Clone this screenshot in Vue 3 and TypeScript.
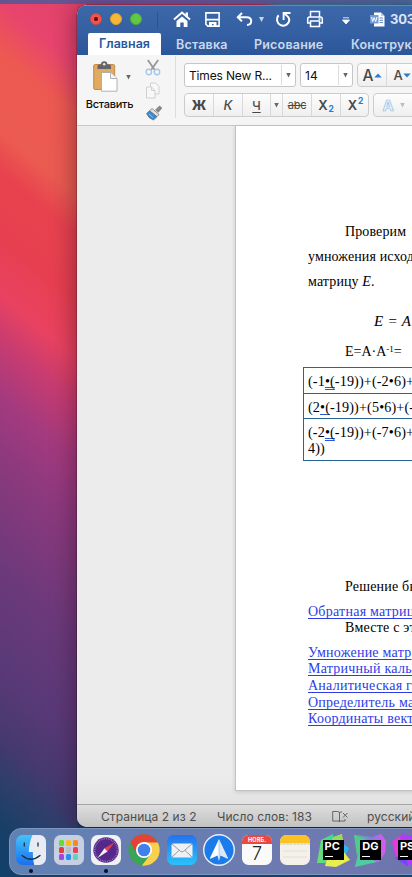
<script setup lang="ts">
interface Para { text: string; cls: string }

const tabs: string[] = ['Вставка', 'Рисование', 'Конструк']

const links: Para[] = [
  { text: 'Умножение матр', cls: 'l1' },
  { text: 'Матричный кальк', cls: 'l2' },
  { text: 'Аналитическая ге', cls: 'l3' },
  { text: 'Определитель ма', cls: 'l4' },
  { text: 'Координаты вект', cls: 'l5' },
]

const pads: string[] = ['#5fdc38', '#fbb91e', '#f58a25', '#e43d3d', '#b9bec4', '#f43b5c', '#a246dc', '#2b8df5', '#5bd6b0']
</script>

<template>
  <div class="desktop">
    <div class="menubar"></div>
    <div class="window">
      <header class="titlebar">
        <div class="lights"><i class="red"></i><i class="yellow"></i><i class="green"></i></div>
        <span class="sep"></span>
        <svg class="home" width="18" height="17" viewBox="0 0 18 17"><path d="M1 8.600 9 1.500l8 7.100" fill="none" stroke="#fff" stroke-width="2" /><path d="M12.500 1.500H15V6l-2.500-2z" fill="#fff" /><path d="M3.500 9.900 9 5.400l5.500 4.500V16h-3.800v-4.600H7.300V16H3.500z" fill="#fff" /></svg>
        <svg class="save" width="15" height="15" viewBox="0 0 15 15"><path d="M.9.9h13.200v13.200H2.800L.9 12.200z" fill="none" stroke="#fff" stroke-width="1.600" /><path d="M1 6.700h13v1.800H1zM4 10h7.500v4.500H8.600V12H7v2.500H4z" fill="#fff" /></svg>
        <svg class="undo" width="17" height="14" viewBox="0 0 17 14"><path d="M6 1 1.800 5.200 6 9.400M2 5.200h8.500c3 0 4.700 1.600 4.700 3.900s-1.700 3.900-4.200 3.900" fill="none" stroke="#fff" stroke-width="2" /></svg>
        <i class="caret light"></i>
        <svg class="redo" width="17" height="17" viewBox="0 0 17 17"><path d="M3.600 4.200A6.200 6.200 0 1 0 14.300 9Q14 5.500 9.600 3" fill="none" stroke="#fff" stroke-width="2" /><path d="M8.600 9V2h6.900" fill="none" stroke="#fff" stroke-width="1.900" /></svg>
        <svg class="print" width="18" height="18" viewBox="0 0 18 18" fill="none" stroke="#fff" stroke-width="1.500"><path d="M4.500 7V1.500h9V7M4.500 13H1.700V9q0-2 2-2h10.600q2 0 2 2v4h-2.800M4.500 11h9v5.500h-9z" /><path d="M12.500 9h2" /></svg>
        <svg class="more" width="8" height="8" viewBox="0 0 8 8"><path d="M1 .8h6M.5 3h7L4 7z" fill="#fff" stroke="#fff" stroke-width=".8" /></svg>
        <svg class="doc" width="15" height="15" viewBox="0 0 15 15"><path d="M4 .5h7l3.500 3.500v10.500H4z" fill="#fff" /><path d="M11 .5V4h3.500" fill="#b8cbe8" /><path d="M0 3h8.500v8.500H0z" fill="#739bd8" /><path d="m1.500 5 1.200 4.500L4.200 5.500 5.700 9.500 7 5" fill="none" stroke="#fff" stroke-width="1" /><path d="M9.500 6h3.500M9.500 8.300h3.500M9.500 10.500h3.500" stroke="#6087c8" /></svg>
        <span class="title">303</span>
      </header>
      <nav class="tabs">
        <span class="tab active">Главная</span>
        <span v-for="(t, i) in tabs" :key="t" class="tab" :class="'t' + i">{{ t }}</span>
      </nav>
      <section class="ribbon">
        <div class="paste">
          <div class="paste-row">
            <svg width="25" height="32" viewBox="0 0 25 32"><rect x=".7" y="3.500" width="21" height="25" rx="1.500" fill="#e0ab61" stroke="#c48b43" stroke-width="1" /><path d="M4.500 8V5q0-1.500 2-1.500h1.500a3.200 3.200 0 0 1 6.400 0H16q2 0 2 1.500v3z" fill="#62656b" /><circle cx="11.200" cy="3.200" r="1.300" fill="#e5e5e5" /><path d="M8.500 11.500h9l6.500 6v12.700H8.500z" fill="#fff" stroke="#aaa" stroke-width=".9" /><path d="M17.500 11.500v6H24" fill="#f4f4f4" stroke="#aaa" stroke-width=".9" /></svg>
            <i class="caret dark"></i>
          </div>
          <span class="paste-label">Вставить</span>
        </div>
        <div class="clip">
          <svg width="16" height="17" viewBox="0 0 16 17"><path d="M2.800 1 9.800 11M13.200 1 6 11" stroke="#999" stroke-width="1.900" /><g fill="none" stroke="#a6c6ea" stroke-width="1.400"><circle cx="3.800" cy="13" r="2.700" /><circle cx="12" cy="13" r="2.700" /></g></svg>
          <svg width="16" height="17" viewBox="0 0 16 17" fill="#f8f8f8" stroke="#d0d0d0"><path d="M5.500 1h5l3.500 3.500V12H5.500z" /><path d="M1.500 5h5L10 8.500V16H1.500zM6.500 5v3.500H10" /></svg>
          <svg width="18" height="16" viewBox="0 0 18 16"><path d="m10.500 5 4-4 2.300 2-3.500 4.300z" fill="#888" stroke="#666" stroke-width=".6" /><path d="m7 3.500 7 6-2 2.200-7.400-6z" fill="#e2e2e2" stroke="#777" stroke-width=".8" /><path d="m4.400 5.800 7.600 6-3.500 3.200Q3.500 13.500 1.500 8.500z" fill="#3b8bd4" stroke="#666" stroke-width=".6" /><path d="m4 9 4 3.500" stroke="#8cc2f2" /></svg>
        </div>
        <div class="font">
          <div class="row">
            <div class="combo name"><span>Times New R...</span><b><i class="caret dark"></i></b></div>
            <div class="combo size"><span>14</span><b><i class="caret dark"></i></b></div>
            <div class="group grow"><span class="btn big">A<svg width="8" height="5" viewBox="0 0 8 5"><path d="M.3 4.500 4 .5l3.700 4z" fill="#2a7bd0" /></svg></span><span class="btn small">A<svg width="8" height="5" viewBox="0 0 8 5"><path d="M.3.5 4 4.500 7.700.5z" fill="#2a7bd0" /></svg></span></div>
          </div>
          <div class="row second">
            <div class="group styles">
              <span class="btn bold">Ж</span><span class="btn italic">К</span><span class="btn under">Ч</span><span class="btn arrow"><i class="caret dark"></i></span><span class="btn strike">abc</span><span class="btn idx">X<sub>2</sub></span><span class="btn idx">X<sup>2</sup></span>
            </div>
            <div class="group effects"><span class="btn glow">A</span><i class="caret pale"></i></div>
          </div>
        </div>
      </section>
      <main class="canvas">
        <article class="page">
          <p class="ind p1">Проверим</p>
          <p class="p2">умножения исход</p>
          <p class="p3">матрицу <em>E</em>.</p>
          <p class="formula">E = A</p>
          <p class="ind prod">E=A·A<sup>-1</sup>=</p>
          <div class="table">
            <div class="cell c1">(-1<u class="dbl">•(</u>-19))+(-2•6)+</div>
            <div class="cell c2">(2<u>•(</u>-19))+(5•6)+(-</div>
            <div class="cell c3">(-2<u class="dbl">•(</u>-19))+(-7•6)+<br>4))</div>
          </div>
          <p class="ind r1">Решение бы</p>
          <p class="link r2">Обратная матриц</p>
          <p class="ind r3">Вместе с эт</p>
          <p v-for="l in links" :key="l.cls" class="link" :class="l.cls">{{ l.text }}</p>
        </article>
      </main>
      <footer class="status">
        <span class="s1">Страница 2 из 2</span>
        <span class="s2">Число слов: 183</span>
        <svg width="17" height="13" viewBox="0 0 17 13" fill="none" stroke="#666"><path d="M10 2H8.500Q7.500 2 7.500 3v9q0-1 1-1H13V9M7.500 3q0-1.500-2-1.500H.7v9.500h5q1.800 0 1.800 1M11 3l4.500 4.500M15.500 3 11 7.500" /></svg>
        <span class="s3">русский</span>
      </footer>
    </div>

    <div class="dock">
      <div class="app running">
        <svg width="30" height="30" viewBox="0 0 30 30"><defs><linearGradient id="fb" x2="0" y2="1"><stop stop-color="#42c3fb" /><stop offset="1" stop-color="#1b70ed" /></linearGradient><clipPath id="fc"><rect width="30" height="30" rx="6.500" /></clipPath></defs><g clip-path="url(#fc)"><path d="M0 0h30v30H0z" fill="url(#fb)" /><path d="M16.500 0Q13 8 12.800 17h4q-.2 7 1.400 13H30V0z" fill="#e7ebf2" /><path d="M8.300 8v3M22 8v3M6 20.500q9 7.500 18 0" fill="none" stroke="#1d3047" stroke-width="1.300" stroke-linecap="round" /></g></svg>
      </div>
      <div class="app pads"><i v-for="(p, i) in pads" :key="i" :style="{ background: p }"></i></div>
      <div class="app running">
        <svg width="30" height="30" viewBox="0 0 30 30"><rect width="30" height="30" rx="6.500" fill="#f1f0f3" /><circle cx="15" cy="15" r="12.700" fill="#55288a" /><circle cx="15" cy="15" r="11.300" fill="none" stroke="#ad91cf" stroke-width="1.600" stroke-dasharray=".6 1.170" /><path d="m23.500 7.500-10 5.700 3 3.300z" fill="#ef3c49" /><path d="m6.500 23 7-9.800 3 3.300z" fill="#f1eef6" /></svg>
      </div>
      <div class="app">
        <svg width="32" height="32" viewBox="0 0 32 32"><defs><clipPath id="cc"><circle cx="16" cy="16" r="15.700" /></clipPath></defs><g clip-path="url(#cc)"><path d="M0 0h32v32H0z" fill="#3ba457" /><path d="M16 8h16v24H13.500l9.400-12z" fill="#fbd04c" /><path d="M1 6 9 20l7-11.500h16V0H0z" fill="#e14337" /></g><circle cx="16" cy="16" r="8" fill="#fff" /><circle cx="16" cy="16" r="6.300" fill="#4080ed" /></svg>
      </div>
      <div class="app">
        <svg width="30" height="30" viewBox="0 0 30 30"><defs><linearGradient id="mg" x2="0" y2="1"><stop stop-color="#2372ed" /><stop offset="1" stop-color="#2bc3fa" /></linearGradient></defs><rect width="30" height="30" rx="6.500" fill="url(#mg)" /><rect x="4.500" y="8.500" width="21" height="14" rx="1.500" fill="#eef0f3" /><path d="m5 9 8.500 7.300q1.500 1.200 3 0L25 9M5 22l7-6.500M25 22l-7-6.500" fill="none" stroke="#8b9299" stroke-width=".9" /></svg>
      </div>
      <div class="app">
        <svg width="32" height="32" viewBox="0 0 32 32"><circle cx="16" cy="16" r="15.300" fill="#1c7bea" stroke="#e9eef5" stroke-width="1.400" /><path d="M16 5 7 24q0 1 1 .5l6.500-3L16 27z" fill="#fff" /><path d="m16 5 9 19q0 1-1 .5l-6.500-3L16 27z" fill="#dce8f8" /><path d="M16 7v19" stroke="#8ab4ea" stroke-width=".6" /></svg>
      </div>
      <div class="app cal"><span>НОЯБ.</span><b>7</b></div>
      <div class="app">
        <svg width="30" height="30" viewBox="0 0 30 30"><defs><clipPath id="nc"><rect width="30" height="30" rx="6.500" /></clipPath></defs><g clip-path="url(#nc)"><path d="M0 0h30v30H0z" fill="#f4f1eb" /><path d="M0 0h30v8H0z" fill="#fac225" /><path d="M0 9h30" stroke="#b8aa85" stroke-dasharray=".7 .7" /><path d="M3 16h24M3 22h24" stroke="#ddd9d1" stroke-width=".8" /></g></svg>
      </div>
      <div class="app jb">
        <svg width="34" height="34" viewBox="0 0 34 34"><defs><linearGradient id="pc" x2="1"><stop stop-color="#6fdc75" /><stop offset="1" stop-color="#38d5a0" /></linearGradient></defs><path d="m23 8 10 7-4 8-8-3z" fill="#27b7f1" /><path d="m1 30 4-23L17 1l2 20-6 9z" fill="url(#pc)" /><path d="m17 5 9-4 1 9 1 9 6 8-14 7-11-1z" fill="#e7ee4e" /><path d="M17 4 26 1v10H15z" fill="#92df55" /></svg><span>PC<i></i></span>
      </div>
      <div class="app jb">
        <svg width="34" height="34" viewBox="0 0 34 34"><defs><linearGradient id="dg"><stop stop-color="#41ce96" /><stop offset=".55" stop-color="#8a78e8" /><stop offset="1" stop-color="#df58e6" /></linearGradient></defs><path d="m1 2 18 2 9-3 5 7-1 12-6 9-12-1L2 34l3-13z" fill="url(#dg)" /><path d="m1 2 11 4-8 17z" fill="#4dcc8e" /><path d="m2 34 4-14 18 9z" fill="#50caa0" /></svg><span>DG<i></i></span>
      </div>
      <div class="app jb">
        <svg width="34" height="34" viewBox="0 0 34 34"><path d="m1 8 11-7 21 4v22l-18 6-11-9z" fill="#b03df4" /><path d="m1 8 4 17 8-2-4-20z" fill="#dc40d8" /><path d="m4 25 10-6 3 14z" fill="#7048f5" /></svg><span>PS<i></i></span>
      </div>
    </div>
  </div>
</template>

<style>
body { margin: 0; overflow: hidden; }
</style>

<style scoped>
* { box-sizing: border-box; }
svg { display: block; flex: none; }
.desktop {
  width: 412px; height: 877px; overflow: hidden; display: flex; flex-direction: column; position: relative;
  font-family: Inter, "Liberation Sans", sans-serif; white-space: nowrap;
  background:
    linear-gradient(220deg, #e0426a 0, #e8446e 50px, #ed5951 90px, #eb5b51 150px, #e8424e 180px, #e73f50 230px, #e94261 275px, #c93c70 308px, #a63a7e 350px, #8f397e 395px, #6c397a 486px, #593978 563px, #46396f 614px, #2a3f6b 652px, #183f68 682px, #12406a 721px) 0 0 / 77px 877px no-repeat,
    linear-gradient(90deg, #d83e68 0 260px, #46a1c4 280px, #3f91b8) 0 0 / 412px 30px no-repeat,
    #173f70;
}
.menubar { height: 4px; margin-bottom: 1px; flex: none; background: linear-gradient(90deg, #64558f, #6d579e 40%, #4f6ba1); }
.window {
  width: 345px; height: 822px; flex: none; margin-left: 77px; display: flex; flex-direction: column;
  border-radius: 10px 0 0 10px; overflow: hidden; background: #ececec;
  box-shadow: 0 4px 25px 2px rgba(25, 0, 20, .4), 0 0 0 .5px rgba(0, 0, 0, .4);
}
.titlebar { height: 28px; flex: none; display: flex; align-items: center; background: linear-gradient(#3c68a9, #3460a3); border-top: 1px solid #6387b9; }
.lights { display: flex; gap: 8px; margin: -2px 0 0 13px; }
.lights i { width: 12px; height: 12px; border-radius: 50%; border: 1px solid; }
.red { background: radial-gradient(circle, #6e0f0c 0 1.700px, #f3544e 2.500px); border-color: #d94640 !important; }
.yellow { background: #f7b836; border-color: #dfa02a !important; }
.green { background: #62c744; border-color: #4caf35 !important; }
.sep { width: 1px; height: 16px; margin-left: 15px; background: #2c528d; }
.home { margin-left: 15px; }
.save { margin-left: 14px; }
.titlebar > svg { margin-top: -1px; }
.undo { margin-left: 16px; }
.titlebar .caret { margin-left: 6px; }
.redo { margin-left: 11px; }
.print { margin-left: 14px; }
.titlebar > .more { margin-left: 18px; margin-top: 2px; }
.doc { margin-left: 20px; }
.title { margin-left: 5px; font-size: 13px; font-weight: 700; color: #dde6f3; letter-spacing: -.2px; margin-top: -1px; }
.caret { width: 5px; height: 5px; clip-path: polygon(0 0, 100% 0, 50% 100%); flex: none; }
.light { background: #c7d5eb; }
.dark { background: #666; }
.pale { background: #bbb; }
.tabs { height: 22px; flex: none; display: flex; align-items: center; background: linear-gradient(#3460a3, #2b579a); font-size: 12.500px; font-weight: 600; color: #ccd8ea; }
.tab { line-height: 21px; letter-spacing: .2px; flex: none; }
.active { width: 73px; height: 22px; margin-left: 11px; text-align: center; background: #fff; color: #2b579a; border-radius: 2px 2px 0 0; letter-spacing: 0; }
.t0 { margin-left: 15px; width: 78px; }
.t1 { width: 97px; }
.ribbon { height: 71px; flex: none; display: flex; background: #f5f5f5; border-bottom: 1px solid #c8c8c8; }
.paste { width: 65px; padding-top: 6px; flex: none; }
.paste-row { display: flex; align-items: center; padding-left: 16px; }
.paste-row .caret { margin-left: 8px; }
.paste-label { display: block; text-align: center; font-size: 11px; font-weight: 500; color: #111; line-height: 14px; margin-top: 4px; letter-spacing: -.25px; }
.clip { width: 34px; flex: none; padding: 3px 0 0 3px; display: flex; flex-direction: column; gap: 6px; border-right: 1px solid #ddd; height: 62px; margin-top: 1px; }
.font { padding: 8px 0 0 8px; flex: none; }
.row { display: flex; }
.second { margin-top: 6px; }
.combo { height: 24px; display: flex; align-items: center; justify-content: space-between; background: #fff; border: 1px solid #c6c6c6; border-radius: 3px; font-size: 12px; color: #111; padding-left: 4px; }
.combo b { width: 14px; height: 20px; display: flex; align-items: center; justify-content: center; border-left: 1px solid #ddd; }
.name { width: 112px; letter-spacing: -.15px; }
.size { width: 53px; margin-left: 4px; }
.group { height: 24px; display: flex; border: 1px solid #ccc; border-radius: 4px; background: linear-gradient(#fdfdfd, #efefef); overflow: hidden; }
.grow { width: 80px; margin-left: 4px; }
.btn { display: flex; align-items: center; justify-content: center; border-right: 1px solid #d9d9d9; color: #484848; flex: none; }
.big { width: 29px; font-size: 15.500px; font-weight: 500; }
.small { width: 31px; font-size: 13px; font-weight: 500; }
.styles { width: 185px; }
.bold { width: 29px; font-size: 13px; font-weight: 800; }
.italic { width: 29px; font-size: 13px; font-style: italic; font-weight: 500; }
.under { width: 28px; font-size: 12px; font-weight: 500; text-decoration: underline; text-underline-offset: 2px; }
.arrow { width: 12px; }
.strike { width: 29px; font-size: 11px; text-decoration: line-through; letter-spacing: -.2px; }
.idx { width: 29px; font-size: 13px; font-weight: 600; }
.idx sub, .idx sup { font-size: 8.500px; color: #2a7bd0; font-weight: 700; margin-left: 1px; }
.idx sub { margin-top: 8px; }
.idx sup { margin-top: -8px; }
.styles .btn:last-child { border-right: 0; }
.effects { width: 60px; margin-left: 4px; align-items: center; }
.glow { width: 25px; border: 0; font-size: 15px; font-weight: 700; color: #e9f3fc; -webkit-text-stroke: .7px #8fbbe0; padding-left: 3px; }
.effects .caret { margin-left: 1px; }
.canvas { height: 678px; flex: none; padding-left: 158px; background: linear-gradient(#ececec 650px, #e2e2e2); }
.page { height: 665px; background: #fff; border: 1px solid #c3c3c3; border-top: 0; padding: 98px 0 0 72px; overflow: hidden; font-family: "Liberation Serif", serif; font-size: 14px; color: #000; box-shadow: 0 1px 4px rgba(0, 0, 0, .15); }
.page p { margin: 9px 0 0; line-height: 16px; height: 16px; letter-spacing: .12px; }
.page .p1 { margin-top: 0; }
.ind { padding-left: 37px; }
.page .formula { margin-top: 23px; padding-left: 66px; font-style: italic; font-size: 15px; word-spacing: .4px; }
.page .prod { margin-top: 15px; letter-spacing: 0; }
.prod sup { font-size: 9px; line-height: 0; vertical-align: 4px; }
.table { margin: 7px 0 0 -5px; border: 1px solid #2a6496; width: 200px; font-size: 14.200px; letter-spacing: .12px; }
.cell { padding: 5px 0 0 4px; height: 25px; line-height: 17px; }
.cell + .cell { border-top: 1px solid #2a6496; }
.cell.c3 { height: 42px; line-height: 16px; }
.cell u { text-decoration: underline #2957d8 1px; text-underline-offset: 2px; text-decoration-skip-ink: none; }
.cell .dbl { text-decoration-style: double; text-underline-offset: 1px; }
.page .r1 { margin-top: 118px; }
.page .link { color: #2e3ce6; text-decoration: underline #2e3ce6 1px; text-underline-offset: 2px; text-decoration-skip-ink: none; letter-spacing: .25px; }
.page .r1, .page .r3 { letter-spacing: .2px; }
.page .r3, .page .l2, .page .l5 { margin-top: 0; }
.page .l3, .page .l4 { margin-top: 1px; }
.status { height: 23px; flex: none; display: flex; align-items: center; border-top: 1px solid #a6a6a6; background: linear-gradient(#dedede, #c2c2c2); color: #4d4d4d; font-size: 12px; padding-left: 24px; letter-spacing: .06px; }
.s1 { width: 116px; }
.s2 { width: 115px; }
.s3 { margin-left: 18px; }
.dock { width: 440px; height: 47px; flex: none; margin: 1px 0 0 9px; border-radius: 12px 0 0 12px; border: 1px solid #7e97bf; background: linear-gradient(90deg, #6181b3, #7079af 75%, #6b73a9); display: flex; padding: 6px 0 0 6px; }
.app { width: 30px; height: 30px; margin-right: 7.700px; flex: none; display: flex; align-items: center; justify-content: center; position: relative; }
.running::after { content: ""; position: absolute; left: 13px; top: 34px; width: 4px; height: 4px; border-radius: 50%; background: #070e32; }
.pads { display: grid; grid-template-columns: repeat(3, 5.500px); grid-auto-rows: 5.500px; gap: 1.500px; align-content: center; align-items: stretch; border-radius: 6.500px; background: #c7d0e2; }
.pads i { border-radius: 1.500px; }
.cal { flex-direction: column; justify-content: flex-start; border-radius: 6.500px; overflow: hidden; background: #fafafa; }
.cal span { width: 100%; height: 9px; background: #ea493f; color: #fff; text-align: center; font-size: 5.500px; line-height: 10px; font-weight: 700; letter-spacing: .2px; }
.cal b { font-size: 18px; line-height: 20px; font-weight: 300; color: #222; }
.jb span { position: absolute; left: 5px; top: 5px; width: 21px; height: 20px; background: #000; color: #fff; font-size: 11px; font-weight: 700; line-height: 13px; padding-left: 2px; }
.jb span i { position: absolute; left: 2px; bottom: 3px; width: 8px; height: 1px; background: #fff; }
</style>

***

## [TASK STATEMENT]
Leave out the pictures. Transcribe only the lines above, from the first through the one that contains "const tabs: string[]".

## [TASK RESULT]
Clone this screenshot in Vue 3 and TypeScript.
<script setup lang="ts">
interface Para { text: string; cls: string }

const tabs: string[] = ['Вставка', 'Рисование', 'Конструк']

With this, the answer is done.